ALAN MORSE - Four O’Clock And Hysterya
Insideout
Genere:Guitar-Prog
Supporto: cd 2007
Se il New Progressive contemporaneo ha fatto per l’ennesima volta rialzare il capo ad un genere apparentemente morto, lo dobbiamo soprattutto a gruppi svedesi come Anglagard, Anekdoten e Landberk tanto per fare alcuni nomi, mentre dall’altra parte dell’oceano il merito spetta ai Spock’s Beard dei fratelli Morse. Neal, cantante e polistrumentista della band sappiamo bene il corso che ha intrapreso, abbandonando la band per una dignitosa carriera solista con tanto di devozione per il cristianesimo. Alan invece resta con i suoi compagni d’avventura Dave Meros (basso), Nick D’Virgilio (batteria) e Ryo Okumoto (tastiere).
In questa prima avventura da solista gli Spock’s Beard sono tutti al suo fianco, compreso il fratello alle tastiere, quasi a volerlo lanciare al meglio.

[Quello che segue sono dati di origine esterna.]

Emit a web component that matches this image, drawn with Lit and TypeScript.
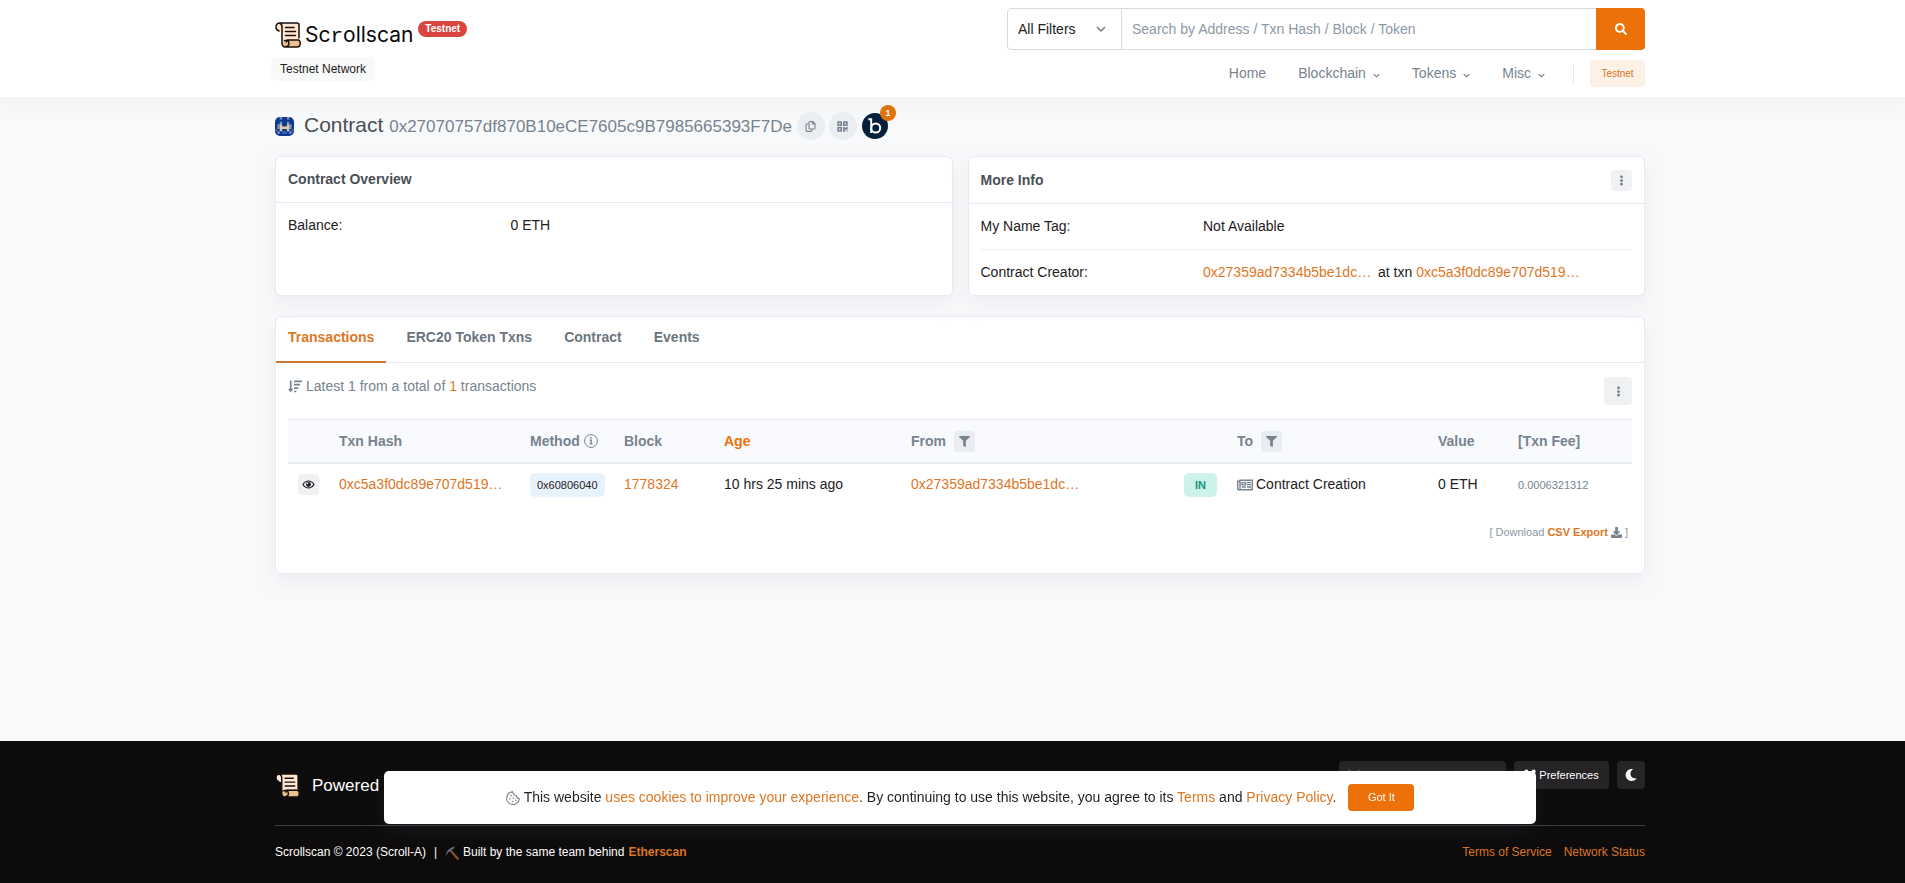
import { LitElement, html, css, svg, nothing } from "lit";
import { customElement, property } from "lit/decorators.js";

const glyphs: Record<string, { box: string; art: unknown }> = {
  search: {
    box: "0 0 512 512",
    art: svg`<path fill="currentColor" d="M505 442.7L405.3 343c-4.5-4.5-10.6-7-17-7H372c27.6-35.3 44-79.7 44-128C416 93.1 322.9 0 208 0S0 93.1 0 208s93.1 208 208 208c48.3 0 92.7-16.4 128-44v16.3c0 6.4 2.5 12.5 7 17l99.7 99.7c9.4 9.4 24.6 9.4 33.9 0l28.3-28.3c9.4-9.4 9.4-24.6.1-34zM208 336c-70.7 0-128-57.2-128-128 0-70.7 57.2-128 128-128 70.7 0 128 57.2 128 128 0 70.7-57.2 128-128 128z"/>`,
  },
  filter: {
    box: "0 0 512 512",
    art: svg`<path fill="currentColor" d="M487.976 0H24.028C2.71 0-8.047 25.866 7.058 40.971L192 225.941V432c0 7.831 3.821 15.17 10.237 19.662l80 55.98C298.02 518.69 320 507.493 320 487.98V225.941l184.947-184.97C520.021 25.896 509.338 0 487.976 0z"/>`,
  },
  moon: {
    box: "0 0 512 512",
    art: svg`<path fill="currentColor" d="M283.211 512c78.962 0 151.079-35.925 198.857-94.792 7.068-8.708-.639-21.43-11.562-19.35-124.203 23.654-238.262-71.576-238.262-196.954 0-72.222 38.662-138.635 101.498-174.394 9.686-5.512 7.25-20.197-3.756-22.23A258.156 258.156 0 0 0 283.211 0c-141.309 0-256 114.511-256 256 0 141.309 114.511 256 256 256z"/>`,
  },
  download: {
    box: "0 0 512 512",
    art: svg`<path fill="currentColor" d="M216 0h80c13.3 0 24 10.7 24 24v168h87.7c17.8 0 26.7 21.5 14.1 34.1L269.7 378.3c-7.5 7.5-19.8 7.5-27.3 0L90.1 226.1c-12.6-12.6-3.7-34.1 14.1-34.1H192V24c0-13.3 10.7-24 24-24zm296 376v112c0 13.3-10.7 24-24 24H24c-13.3 0-24-10.7-24-24V376c0-13.3 10.7-24 24-24h146.7l49 49c20.1 20.1 52.5 20.1 72.6 0l49-49H488c13.3 0 24 10.7 24 24z"/>`,
  },
  chevron: {
    box: "0 0 10 10",
    art: svg`<path d="M1.5 3.5 5 7l3.500-3.500" fill="none" stroke="currentColor" stroke-width="1.700" stroke-linecap="round" stroke-linejoin="round"/>`,
  },
  dots: {
    box: "0 0 12 12",
    art: svg`<g fill="currentColor"><rect x="4.500" y="0.500" width="3" height="3" rx="1.200"/><rect x="4.500" y="4.500" width="3" height="3" rx="1.200"/><rect x="4.500" y="8.500" width="3" height="3" rx="1.200"/></g>`,
  },
  copy: {
    box: "0 0 12 12",
    art: svg`<g fill="none" stroke="currentColor" stroke-width="1.200" stroke-linejoin="round"><path d="M4.400 1.500Q4.400.7 5.200.7H8.600l2.300 2.300v5q0 .8-.8.8H5.200q-.8 0-.8-.8z"/><path d="M8.300.9v2.400h2.400M4 3.200H2q-.9 0-.9.900v6.300q0 .9.900.9h4.600q.9 0 .9-.9V9"/></g>`,
  },
  qr: {
    box: "0 0 12 12",
    art: svg`<g fill="none" stroke="currentColor" stroke-width="1.700"><rect x="1.200" y="1.200" width="3.400" height="3.400"/><rect x="7.400" y="1.200" width="3.400" height="3.400"/><rect x="1.200" y="7.400" width="3.400" height="3.400"/></g><path fill="currentColor" d="M6.600 6.600h2v1h1v-1h2v3H8.600v2h-2zM9.300 10.300h.9v1.200h-.9zM10.800 10.300h.8v1.200h-.8z"/>`,
  },
  sort: {
    box: "0 0 14 13",
    art: svg`<path fill="none" stroke="currentColor" stroke-width="1.700" d="M2.700.4V11M6 1.300h8M6 4.700h6M6 8.100h4.200M6 11.500h2.400"/><path fill="currentColor" d="M0 8.700h5.400L2.700 12.600z"/>`,
  },
  info: {
    box: "0 0 14 14",
    art: svg`<circle cx="7" cy="7" r="6.400" fill="none" stroke="currentColor"/><path fill="currentColor" d="M6.200 3h1.600v1.500H6.200zM5.500 5.600h2.300v4h.9v.9H5.500v-.9h.9v-3h-.9z"/>`,
  },
  eye: {
    box: "0 0 14 12",
    art: svg`<path d="M1 6Q3.300 2.200 7 2.200T13 6Q10.700 9.800 7 9.800T1 6z" fill="none" stroke="currentColor" stroke-width="1.300"/><circle cx="7" cy="6" r="2.700" fill="currentColor"/><circle cx="6" cy="5" r=".8" fill="#fff"/>`,
  },
  paper: {
    box: "0 0 16 12",
    art: svg`<path d="M3 10V1.200h12.300v9.600H1.700Q.7 10.800.7 9.700V2.200H3" fill="none" stroke="currentColor" stroke-width="1.400"/><path d="M5 3.700h3.600v2.200H5zM10 3.700h4M10 5.700h4M4.800 8h4M10 8h4" fill="none" stroke="currentColor" stroke-width="1.300"/>`,
  },
  cookie: {
    box: "0 0 14 14",
    art: svg`<path d="M6.500.6Q5.200.9 3.600 1.800 1.900 2.800 1.400 4.500L.7 7q-.3 1.500.6 3l1 1.500q.8 1.100 2.300 1.500l2.200.4q1.400.2 2.700-.5l1.800-1.100q1.200-.8 1.600-2.200l.5-2q-2.500 0-2.900-2.700Q7.800 4.500 7.500 2.600 6.500 2 6.500.6z" fill="none" stroke="currentColor" stroke-width="1.100" stroke-linejoin="round"/><g fill="currentColor"><circle cx="5" cy="4.500" r=".8"/><circle cx="3.900" cy="8" r=".8"/><circle cx="7.200" cy="7" r=".8"/><circle cx="6.600" cy="10.500" r=".8"/><circle cx="9.800" cy="9.300" r=".8"/></g>`,
  },
  tools: {
    box: "0 0 12 12",
    art: svg`<path d="M2.500 2.500l7 7M9.500 2.500l-7 7" stroke="currentColor" stroke-width="2"/><g fill="currentColor"><circle cx="2.300" cy="2.300" r="1.900"/><circle cx="9.700" cy="2.300" r="1.900"/><circle cx="2.300" cy="9.700" r="1.900"/><circle cx="9.700" cy="9.700" r="1.900"/></g>`,
  },
  fox: {
    box: "0 0 12 12",
    art: svg`<path d="M.5.5 5 3h2l4.500-2.500-1 5 .6 3-2.100 2.500H3L.9 8.500l.6-3z" fill="#8f6a55"/><path d="M3.500 6.500l1.500 1H3.500zM8.500 6.500L7 7.500h1.500z" fill="#233447"/>`,
  },
  pickaxe: {
    box: "0 0 14 14",
    art: svg`<path d="M5.500 4.500 12.800 12.800" stroke="#8a4b38" stroke-width="2.200" stroke-linecap="round"/><path d="M.6 10Q1.300 3.600 7 1.200L9.800.6 8.600 3Q3.600 4.800.6 10z" fill="#5d7079"/>`,
  },
  identicon: {
    box: "0 0 8 8",
    art: svg`<path fill="#0d3a8f" d="M0 0h8v8H0z"/><path fill="#7f93bd" d="M2 0h1v1H2zM5 0h1v1H5zM1 3h1v2H1zM6 3h1v2H6zM1 6h1v1H1zM6 6h1v1H6zM2 2h1v1H2zM5 2h1v1H5z"/><path fill="#e5c9a4" d="M2 3h1v3H2zM5 3h1v3H5zM3 4h2v1H3z"/><path fill="#3f64aa" d="M3 6h2v1H3zM0 5h1v1H0zM7 5h1v1H7z"/>`,
  },
  scroll: {
    box: "0 0 26 26",
    art: svg`<path d="M4.500 1H22q2 0 2 2v14.500H10.500q-4 0-4 4V9H4.500Q1 9 1 5T4.500 1z" fill="#ffe8d4"/><path d="M4.500 1Q8 1.500 7 5v4H4.500Q1 9 1 5T4.500 1z" fill="#ffe8d4"/><path d="M11 18h12.500q2 .5 2 3.500t-2.500 3.500H10q-3-.5-3-3.500T11 18z" fill="#ebc28e"/><g fill="none" stroke="#1a0f0a" stroke-width="1.500" stroke-linecap="round" stroke-linejoin="round"><path d="M4.500 1H22q2 0 2 2v13M4.500 1Q1 1.500 1 5q0 3 3 4M4.500 1Q7 2 7 5v16q0 4 3.500 4H22q3.200 0 3.200-3.500 0-3-2-3.500H12M12 18q2 1 2 3.500T10.500 25M9.500 18.500q2-.5 2 1.500"/><path d="M10.500 5.500h8.500M10.500 9.500h10M10.500 13.500h10"/></g>`,
  },
  blockscan: {
    box: "0 0 26 26",
    art: svg`<circle cx="13" cy="13" r="13" fill="#04203a"/><path d="M6.300 6.200h2.900v13.800" fill="none" stroke="#fff" stroke-width="1.900"/><circle cx="13.700" cy="15" r="4.500" fill="none" stroke="#fff" stroke-width="2"/>`,
  },
};

@customElement("scan-icon")
class ScanIcon extends LitElement {
  @property() name = "";
  static styles = css`
    :host { display: inline-block; width: 12px; height: 12px; flex: none; }
    svg { display: block; width: 100%; height: 100%; }
  `;
  render() {
    const g = glyphs[this.name];
    return g ? html`<svg viewBox=${g.box} aria-hidden="true">${g.art}</svg>` : nothing;
  }
}

@customElement("app-root")
class AppRoot extends LitElement {
  static styles = css`
    * { box-sizing: border-box; }
    :host {
      display: flex; flex-direction: column; min-height: 100vh; overflow-x: hidden;
      font: 14px/21px "Liberation Sans", Arial, sans-serif; color: #1e2022; background: #f8f9fa;
    }
    button, input, select { font: inherit; color: inherit; margin: 0; border: 0; padding: 0; background: none; }
    button { cursor: pointer; display: inline-flex; align-items: center; justify-content: center; }
    a { color: #dd761f; text-decoration: none; }
    h1, h2, p { margin: 0; font-weight: 400; }
    .bar { padding-left: 15px; }
    .wrap { max-width: 1370px; margin: 0 auto; }

    .head { background: #fff; border-bottom: 1px solid #f1f3f5; box-shadow: 0 6px 18px rgba(140, 152, 164, 0.08); }
    .head .wrap { display: flex; justify-content: space-between; height: 97px; }
    .brand { padding-top: 21px; display: flex; flex-direction: column; align-items: flex-start; gap: 8px; }
    .logo { display: flex; height: 28px; color: #0a0a0a; }
    .logo scan-icon { width: 26px; height: 26px; margin: 1px 4px 0 0; }
    .word { font: 400 21px/28px Inter, sans-serif; }
    .slab { font-family: "Liberation Mono", monospace; }
    .red { margin-left: 5px; height: 16px; border-radius: 8px; padding: 0 7px; background: #db4540; color: #fff; font-size: 10px; font-weight: 700; line-height: 16px; }
    .net { margin-left: -4px; padding: 0 9px; height: 24px; border-radius: 5px; background: #f8fafa; font-size: 12px; line-height: 24px; }
    .tools { width: 638px; padding-top: 8px; }
    .search { display: flex; height: 42px; }
    .kind { display: grid; width: 115px; border: 1px solid #d5dae2; border-radius: 4px 0 0 4px; align-items: center; }
    .kind > * { grid-area: 1 / 1; }
    .kind select { appearance: none; height: 40px; width: 100%; padding-left: 10px; }
    .kind scan-icon { justify-self: end; width: 10px; height: 10px; margin-right: 15px; color: #77838f; pointer-events: none; }
    .q { flex: 1; min-width: 0; border: solid #d5dae2; border-width: 1px 0; padding: 0 10px; }
    .q::placeholder { color: #8c98a4; opacity: 1; }
    .go { width: 49px; background: #eb7108; color: #fff; border-radius: 0 4px 4px 0; }
    .menu { display: flex; justify-content: flex-end; align-items: center; height: 27px; margin-top: 10px; }
    .menu a { color: #77838f; margin-right: 32px; display: flex; align-items: center; gap: 7px; }
    .menu a scan-icon { width: 7px; height: 7px; margin-top: 3px; }
    .rule { width: 1px; height: 20px; background: #e7eaf3; margin: 0 16px 0 -4px; }
    .menu .tn { width: 55px; height: 27px; border-radius: 4px; background: #fdf0e5; color: #d97428; font-size: 10px; }

    main { flex: 1; }
    .title { display: flex; align-items: center; height: 58px; padding-bottom: 2px; }
    .title .id { width: 19px; height: 19px; border-radius: 5px; overflow: hidden; margin-right: 10px; }
    h1 { font-size: 21px; line-height: 30px; color: #4a4f55; margin-right: 5px; }
    h1 small { font-size: 17px; color: #77838f; }
    .round { width: 28px; height: 28px; border-radius: 50%; background: #ebeef1; color: #77838f; margin-right: 4px; }
    .round scan-icon, .sq scan-icon { width: 11px; height: 11px; }
    .bs { position: relative; width: 26px; height: 26px; margin-left: 1px; }
    .bs scan-icon { width: 26px; height: 26px; }
    .num { position: absolute; right: -8px; top: -8px; width: 16px; height: 16px; border-radius: 8px; background: #de7310; color: #fff; font-size: 9px; font-weight: 700; line-height: 16px; text-align: center; }

    .card { background: #fff; border: 1px solid #e7eaf3; border-radius: 6px; box-shadow: 0 8px 18px rgba(189, 197, 209, 0.2); }
    .pair { display: grid; grid-template-columns: 1fr 1fr; gap: 15px; margin-bottom: 20px; }
    .card h2 { display: flex; align-items: center; justify-content: space-between; padding: 12px; height: 46px; border-bottom: 1px solid #e7eaf3; color: #4a4f55; font-size: 14px; font-weight: 700; }
    .card h2.tall { height: 47px; }
    .rows { padding: 0 12px; }
    .row { display: grid; grid-template-columns: 1fr 2fr; gap: 8px; padding: 12px 0; line-height: 21px; }
    .row + .row { border-top: 1px solid #eceff4; }
    .row .pad { margin-right: 3px; }
    .sq { width: 21px; height: 21px; border-radius: 4px; background: #eff1f3; color: #77838f; }
    .big { width: 28px; height: 28px; }

    .tabs { display: flex; gap: 8px; height: 46px; border-bottom: 1px solid #e7eaf3; }
    .tabs button { padding: 0 12px 4px; height: 46px; font-weight: 700; color: #6c757e; border-bottom: 2px solid transparent; }
    .tabs .on { color: #dd761f; border-color: #cb7530; }
    .body { padding: 14px 12px 30px; }
    .sum { display: flex; justify-content: space-between; align-items: flex-start; height: 42px; color: #77838f; }
    .sum p { display: flex; align-items: center; gap: 4px; margin-top: -1px; }
    .sum scan-icon[name="sort"] { width: 14px; height: 13px; }
    table { width: 100%; table-layout: fixed; border-collapse: separate; border-spacing: 0; }
    th { height: 45px; padding: 0 0 0 10px; text-align: left; background: #f8fafd; border: solid #e7eaf3; border-width: 1px 0 2px; color: #77838f; white-space: nowrap; }
    td { height: 41px; padding: 0 0 0 10px; white-space: nowrap; }
    .cell { display: flex; align-items: center; }
    th .sq { margin-left: 8px; background: #e9ecf2; }
    th scan-icon[name="info"] { width: 14px; height: 14px; margin-left: 4px; }
    .age { color: #eb7108; }
    .eye { color: #1e2022; }
    .eye scan-icon { width: 13px; height: 11px; }
    .tag { display: inline-block; height: 24px; padding: 0 7px; border-radius: 5px; background: #e7f3fc; font-size: 11px; line-height: 24px; }
    .in { width: 33px; padding: 0; text-align: center; background: #ccf2ea; color: #1a8f78; font-weight: 700; }
    .cell scan-icon[name="paper"] { width: 16px; height: 12px; margin-right: 3px; color: #77838f; }
    .fee { font-size: 11px; color: #77838f; }
    .csv { display: flex; justify-content: flex-end; align-items: center; gap: 3px; margin: 17px 4px 0 0; font-size: 11px; color: #8c98a4; }
    .csv a { font-weight: 700; }
    .csv scan-icon { width: 11px; height: 11px; color: #77838f; }
    .c1 { width: 41px; } .c2 { width: 191px; } .c3 { width: 94px; } .c4 { width: 100px; } .c5 { width: 187px; }
    .c6 { width: 273px; } .c7 { width: 53px; } .c8 { width: 201px; } .c9 { width: 80px; } .c10 { width: 124px; }

    footer { background: #0d0b0c; color: #fff; }
    .top { display: flex; justify-content: space-between; height: 85px; padding-top: 20px; border-bottom: 1px solid #3a3a3c; }
    .pow { display: flex; align-items: center; gap: 12px; height: 48px; font-size: 17px; }
    .pow scan-icon { width: 25px; height: 25px; }
    .acts { display: flex; gap: 8px; }
    .acts button { width: 95px; height: 28px; border-radius: 4px; background: #262426; color: #fff; font-size: 11px; gap: 3px; }
    .acts .net2 { width: 167px; }
    .acts .moon { width: 28px; }
    .end { display: flex; justify-content: space-between; padding: 16px 0 20px; font-size: 12px; }
    .end p { display: flex; align-items: center; }
    .end .sep { margin: 0 8px; }
    .end p scan-icon { width: 14px; height: 14px; margin-right: 4px; }
    .end b { margin-left: 4px; }
    .end nav { display: flex; gap: 12px; }
    .cookie { position: fixed; left: 15px; right: 0; bottom: 59px; margin: 0 auto; width: 80%; max-width: 1152px; height: 53px; border-radius: 5px; background: #fff; display: flex; align-items: center; justify-content: center; box-shadow: 0 6px 24px rgba(140, 152, 164, 0.1); }
    .cookie scan-icon { width: 14px; height: 14px; margin-right: 4px; color: #77838f; }
    .cookie button { width: 66px; height: 27px; margin-left: 12px; border-radius: 4px; background: #eb7108; color: #fff; font-size: 11px; }
    .cookie p { line-height: 21px; }
  `;

  private cols = ["", "Txn Hash", "Method", "Block", "Age", "From", "", "To", "Value", "[Txn Fee]"];

  private heading(c: string) {
    if (c === "Method") return html`<div class="cell">Method<scan-icon name="info"></scan-icon></div>`;
    if (c === "From" || c === "To")
      return html`<div class="cell">${c}<button class="sq" aria-label="Filter ${c}"><scan-icon name="filter"></scan-icon></button></div>`;
    if (c === "Age") return html`<a class="age" href="#">Age</a>`;
    return c;
  }

  render() {
    return html`
      <header class="head bar"><div class="wrap">
        <div class="brand">
          <div class="logo"><scan-icon name="scroll"></scan-icon><span class="word">Sc<span class="slab">r</span>ollscan</span><span class="red">Testnet</span></div>
          <span class="net">Testnet Network</span>
        </div>
        <div class="tools">
          <form class="search" @submit=${(e: Event) => e.preventDefault()}>
            <div class="kind"><select aria-label="Search filter"><option>All Filters</option></select><scan-icon name="chevron"></scan-icon></div>
            <input class="q" aria-label="Search" placeholder="Search by Address / Txn Hash / Block / Token">
            <button class="go" aria-label="Search"><scan-icon name="search"></scan-icon></button>
          </form>
          <nav class="menu">
            <a href="#">Home</a>
            ${["Blockchain", "Tokens", "Misc"].map((m) => html`<a href="#">${m}<scan-icon name="chevron"></scan-icon></a>`)}
            <span class="rule"></span><button class="tn">Testnet</button>
          </nav>
        </div>
      </div></header>

      <main class="bar"><div class="wrap">
        <div class="title">
          <scan-icon class="id" name="identicon"></scan-icon>
          <h1>Contract <small>0x27070757df870B10eCE7605c9B7985665393F7De</small></h1>
          <button class="round" aria-label="Copy address"><scan-icon name="copy"></scan-icon></button>
          <button class="round" aria-label="QR code"><scan-icon name="qr"></scan-icon></button>
          <a class="bs" href="#" aria-label="Blockscan"><scan-icon name="blockscan"></scan-icon><span class="num">1</span></a>
        </div>
        <div class="pair">
          <section class="card">
            <h2>Contract Overview</h2>
            <div class="rows"><div class="row"><span>Balance:</span><span>0 ETH</span></div></div>
          </section>
          <section class="card">
            <h2 class="tall">More Info<button class="sq" aria-label="More options"><scan-icon name="dots"></scan-icon></button></h2>
            <div class="rows">
              <div class="row"><span>My Name Tag:</span><span>Not Available</span></div>
              <div class="row"><span>Contract Creator:</span><span><a class="pad" href="#">0x27359ad7334b5be1dc…</a> at txn <a href="#">0xc5a3f0dc89e707d519…</a></span></div>
            </div>
          </section>
        </div>
        <section class="card">
          <div class="tabs">
            ${["Transactions", "ERC20 Token Txns", "Contract", "Events"].map((t, i) => html`<button class=${i ? "" : "on"}>${t}</button>`)}
          </div>
          <div class="body">
            <div class="sum">
              <p><scan-icon name="sort"></scan-icon><span>Latest 1 from a total of <a href="#">1</a> transactions</span></p>
              <button class="sq big" aria-label="Table options"><scan-icon name="dots"></scan-icon></button>
            </div>
            <table>
              <thead><tr>${this.cols.map((c, i) => html`<th class="c${i + 1}">${this.heading(c)}</th>`)}</tr></thead>
              <tbody><tr>
                <td><div class="cell"><button class="sq eye" aria-label="Preview"><scan-icon name="eye"></scan-icon></button></div></td>
                <td><a href="#">0xc5a3f0dc89e707d519…</a></td>
                <td><div class="cell"><span class="tag">0x60806040</span></div></td>
                <td><a href="#">1778324</a></td>
                <td>10 hrs 25 mins ago</td>
                <td><a href="#">0x27359ad7334b5be1dc…</a></td>
                <td><div class="cell"><span class="tag in">IN</span></div></td>
                <td><div class="cell"><scan-icon name="paper"></scan-icon>Contract Creation</div></td>
                <td>0 ETH</td>
                <td><span class="fee">0.0006321312</span></td>
              </tr></tbody>
            </table>
            <p class="csv">[ Download <a href="#">CSV Export</a><scan-icon name="download"></scan-icon>]</p>
          </div>
        </section>
      </div></main>

      <footer class="bar"><div class="wrap">
        <div class="top">
          <div class="pow"><scan-icon name="scroll"></scan-icon>Powered by Scroll Testnet</div>
          <div class="acts">
            <button class="net2"><scan-icon name="fox"></scan-icon>Add Scroll Sepolia Network</button>
            <button><scan-icon name="tools"></scan-icon>Preferences</button>
            <button class="moon" aria-label="Dark mode"><scan-icon name="moon"></scan-icon></button>
          </div>
        </div>
        <div class="end">
          <p>Scrollscan © 2023 (Scroll-A)<span class="sep">|</span><scan-icon name="pickaxe"></scan-icon>Built by the same team behind<b><a href="#">Etherscan</a></b></p>
          <nav><a href="#">Terms of Service</a><a href="#">Network Status</a></nav>
        </div>
      </div></footer>

      <div class="cookie">
        <scan-icon name="cookie"></scan-icon>
        <p>This website <a href="#">uses cookies to improve your experience</a>. By continuing to use this website, you agree to its <a href="#">Terms</a> and <a href="#">Privacy Policy</a>.</p>
        <button>Got It</button>
      </div>
    `;
  }
}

Mentre Neal ci ha abituati a canti logorroici, al contrario Alan tace, ma fa cantare le sue mani. In alcuni frangenti sembra quasi di essere ritornati dieci anni addietro, quando il gruppo faceva gridare al miracolo, oggi questi cambi di tempo e d’umore non stupiscono più, ma hanno intatto il loro fascino. Il ritornello di “Return To Whatever” è l’emblema dello stile Spock’s Beard. Alan si diverte a lanciarsi in veloci esercizi per le dita, ma anche in melodie accattivanti e ben pensate, come nella graziosa “Drive In Shuttle” che ricorda “Devil’s Got My Throat” tratta dal fortunato doppio “Snow”.
Il disco trasmette allegria, Alan è un personaggio positivo e sa ben dosare tecnica con cuore. Ci sono momenti davvero di grande Rock misto a Blues, come in “R Bluz” e nella sofisticata e toccante “First Funk”. A differenza della maggioranza di dischi Progressive, “Four O’ Clock And Hysteria” non contiene suite e se vogliamo esula in parecchi particolari dalla maggioranza dei prodotti del caso.
Al basso compare Gary Lunn e alla batteria Scott Willianson, mentre l’intervento con il violino elettrico è affidato alle mani di Jerry Godman. Il lato più duro (ma non troppo) di Alan è descritto nell’elettrica “The Rite Of Left”, mentre “Chroma” ci espone nuove sonorità, per paragonarle alle nostrane diremmo alla Perigeo. Davvero emozionante la conclusiva “Home”.
Questo lavoro solista è più che onesto, un disco di vera musica senza troppi orpelli, chitarristico ed immediato, dove i sentimenti si intrecciano come in una scaletta DNA con la tecnica.
Non c’è niente da fare, la famiglia Morse è veramente toccata da un talento fuori dal comune, lunga vita ai Morse! Amanti della chitarra, mano al portafoglio.